Korean consumers' spending on traveling abroad hit a three-year low this year, dented by the economic recession and the "Boycott Japan" movement, according to a recent study, Thursday.

However, sentiment toward spending on domestic travel also shrank without benefiting from the decline in overseas travel.

Consumer Insight, a local tourism industry research lab, released its annual "weekly travel behavior and planning study" after interviewing 22,500 people about any likely changes in both domestic and overseas travel spending in the next year. "Travel spending intention" is a response rate for those who said they would increase their travel spending.

According to its report, the intention to spend on overseas travel from January to October this year was 39.2 percent on average, down 3.1 percentage points from 42.3 percent in 2018. The rate for overseas travel soared in 2017 to 43.2 percent when there were two long public holidays and it dropped to 42.3 percent the following year.

As for the intended spending for domestic travel, it also fell by 1.5 percentage points to 34.5 percent this year, posting a decline for the second straight year. It dropped by 2.5 percentage points last year.

The company said the declining intention to spend on travel was due to the nation's massive boycott of traveling to Japan in the wake of Tokyo's economic retaliation.

In July, the Japanese government imposed restrictions on exports of three industrial materials to Korea and removed Seoul from its list of preferred trading partners, following a Korean top court ruling last year requiring Japanese firms to compensate surviving South Korean victims of forced labor during World War II. Angered by the Japanese government's move, Koreans have staged a campaign boycotting Japanese products and refrained from traveling to Japan ― which had been a popular destination for Korean travelers.

The intention to spend on overseas travel from January to June was staying at around 40 percent, but travel sentiments toward Japan cooled rapidly in July, and the intention to spend on overseas travel fell by 3.2 percentage points to 37.5 percent ― the lowest in 37 months since May 2016 when it hit 33.3 percent.

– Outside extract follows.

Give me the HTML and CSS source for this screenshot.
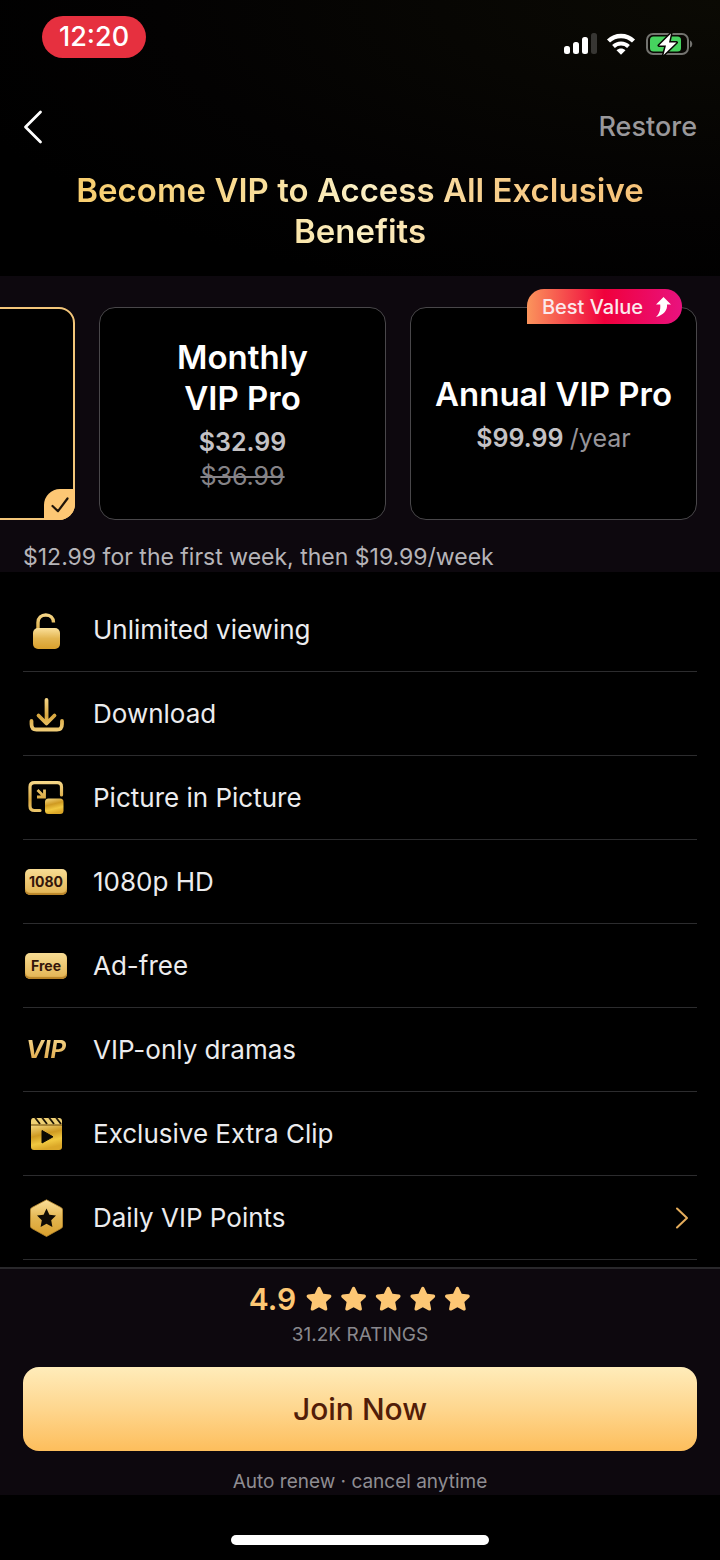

Since then, there have been no signs of a rebound.

In recent years a growing number increased their spending on overseas trips rather than domestic ones, with the gap between international and domestic travel rising from 4.7 percentage points in 2017 to 6.2 percentage points in 2018. This is because the financial burden of airfare diminished due to the expansion of low-cost carriers, and in turn increased the viability of nearby destinations such as Japan, Taiwan, and Vietnam for short trips.

Although consumers' intention to spend abroad declined this year, domestic travel has failed to enjoy any benefit from the decrease in overseas travel.

Along with the shrinking consumer sentiment due to the economic recession, consumers believe they can get more bang for their buck from overseas rather than domestic travel, according to the research lab.

"It is not easy for domestic travel to regain consumer confidence," the report said.

"To attract their attention, Korea's domestic tourism industry needs to improve its competitiveness more than anything else."